Security Is Not a Feature. It's the Foundation for Apps

It is another usual day at work — not a Friday, not a Monday — and there’s no deadline looming over your head. Everything goes smoothly, and even worse: Everything’s on track and some of your deliverables have been delivered earlier than their original ETAs. What else could a developer ask for?

And yet, something’s troubling you. You’ve been looking at a Blade Template and something feels off. Way off. In fact, you cannot understand why you need all these permission-related checks on frontend. You check whether the user has permission to upload files, to download files, to share files, to give one-time access links, the works.

The checks are lying to you

Truth be told, this file repository SaaS application you’ve been maintaining is kind of old, based on an older version of Laravel — there’s not enough time for updates; features need to be shipped — and the code is not the cleanest it can be. You shipped the MVP, it went well and a feature rush started; a frenzy that hasn’t settled yet.

You shift around your notes: A git blame here, a check on the development documentation there, some searching through integration and E2E tests. And something ominous starts humming in the background: It’s the realization that nothing is really what it seems.

Trust, but verify

It has probably been a long time since you’ve built an affectionate relationship of trust and dependence with your codebase. You trust that it works the way it has been designed and that it handles every absurd scenario you and your colleagues could have thought of.
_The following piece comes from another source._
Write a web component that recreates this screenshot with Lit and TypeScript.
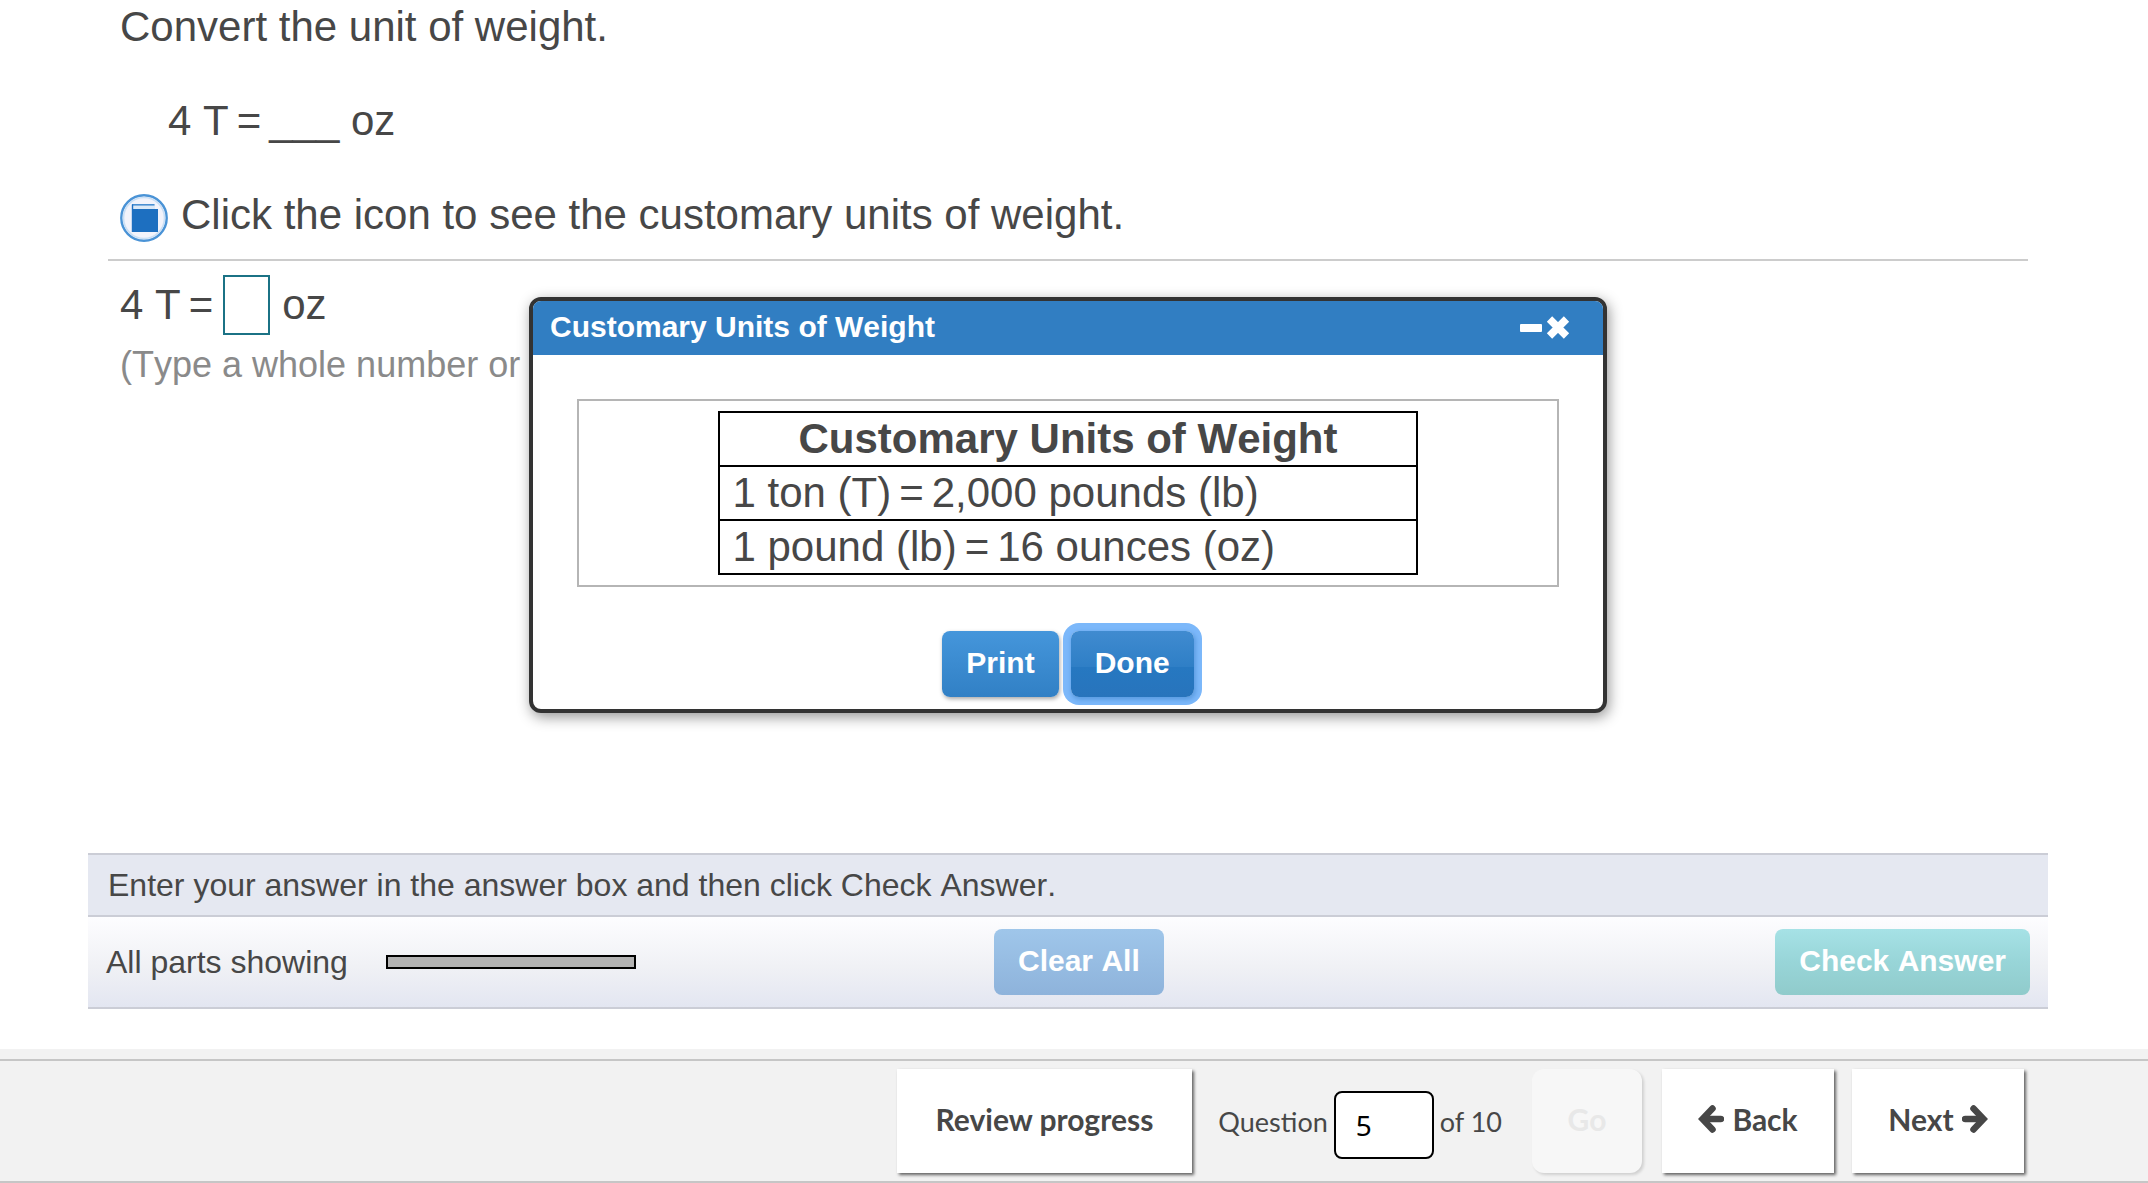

Yet, that morning, you are so deeply troubled with the immense amount of security checking on your frontend that you’ll have to do what you’ve been afraid of since your eyes met the first @if — have a look at the backend.

Paradoxically, the controller is quite clean. It follows best practices. It checks for the existence of a user session (is the user logged in?) and Laravel — or you, if you wired it yourself — has taken care of Cross-Site Request Forgery (CSRF; has the user been tricked into doing something other than what they wanted from a malicious actor?). Yet, one thing that stands out is the one that matters the most:

At no point in your controllers or the middleware they use is there a check regarding the most fundamental principle you’ve built your service on: Does the user have access to perform a particular action on the requested file?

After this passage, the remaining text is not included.